Re: Mines on the moors
 
Quote:

Originally Posted by Tesco Rambler (Post 1066390)
Hi,
I am not arguing but trying to help people find the mine site.

But the last post was 2007, the people involved in the thread have long since moved on to other threads.

Retlaw 11-07-2013 22:18

Re: Mines on the moors
 
Quote:

Originally Posted by Lance (Post 498312)
I have just been wandering through www.www.webbaviation.co.uk
There is a srction on Accrington;
Here are a couple of photographs of an abandond mine on top of Moleside.
One is noted, the other one is in a photograph where the pilot/photographer says he was looking for evidence of where the PALS trained prior to WWII.
Could annyone enlighten me, I lived in accrington for 23 years, and heard nothing about these mines

Not another one about the Pals digging trenches on the Coppice, the PALS NEVER dug any trenches on the coppice, they were only seen once practicing trench digging on Moleside, all evidence of which is gone. Those ditches on the Coppice that some keep going on about were dug in 1939, when the panic of a German invasion by gliders was going round, if you look on that guggle urth thingy you can see the outine of 27 ditches.

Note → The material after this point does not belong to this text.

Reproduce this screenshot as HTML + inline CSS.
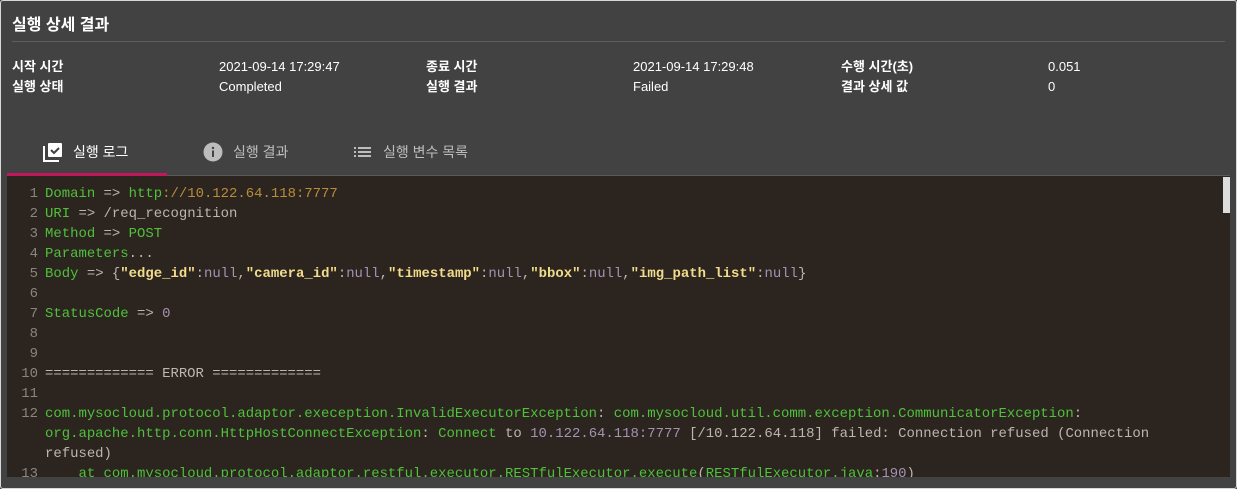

It was not just Accrington, similar ditches were dug all over the country during the early WW 2 years, they shut our school, for a week, put gas detectors up in the streets, they were stiil repainting them every 3 months in 1943, we were all issued with identity cards and gas masks, & woe betide you if a copper saw you without your cardboard box on a string, then they spent a lot of money on air raid shelters & pill boxes, which were only ever used to store bonfire wood.
Incidentally you quote the PALS trained prior to WWII.
What Pals would that be then
Just seen the comments about the age of the first post, missed it first time round.

jaysay 12-07-2013 17:19

Re: Mines on the moors
 
Quote:

Originally Posted by davemac (Post 1066393)
But the last post was 2007, the people involved in the thread have long since moved on to other threads.

Shushhhhhhh Dave you'll wake him up:rolleyes:

TubbyLes 12-07-2013 17:58

Re: Mines on the moors
 
Moleside had "open cast mining" ie. the coal was near the surface,no deep shafts.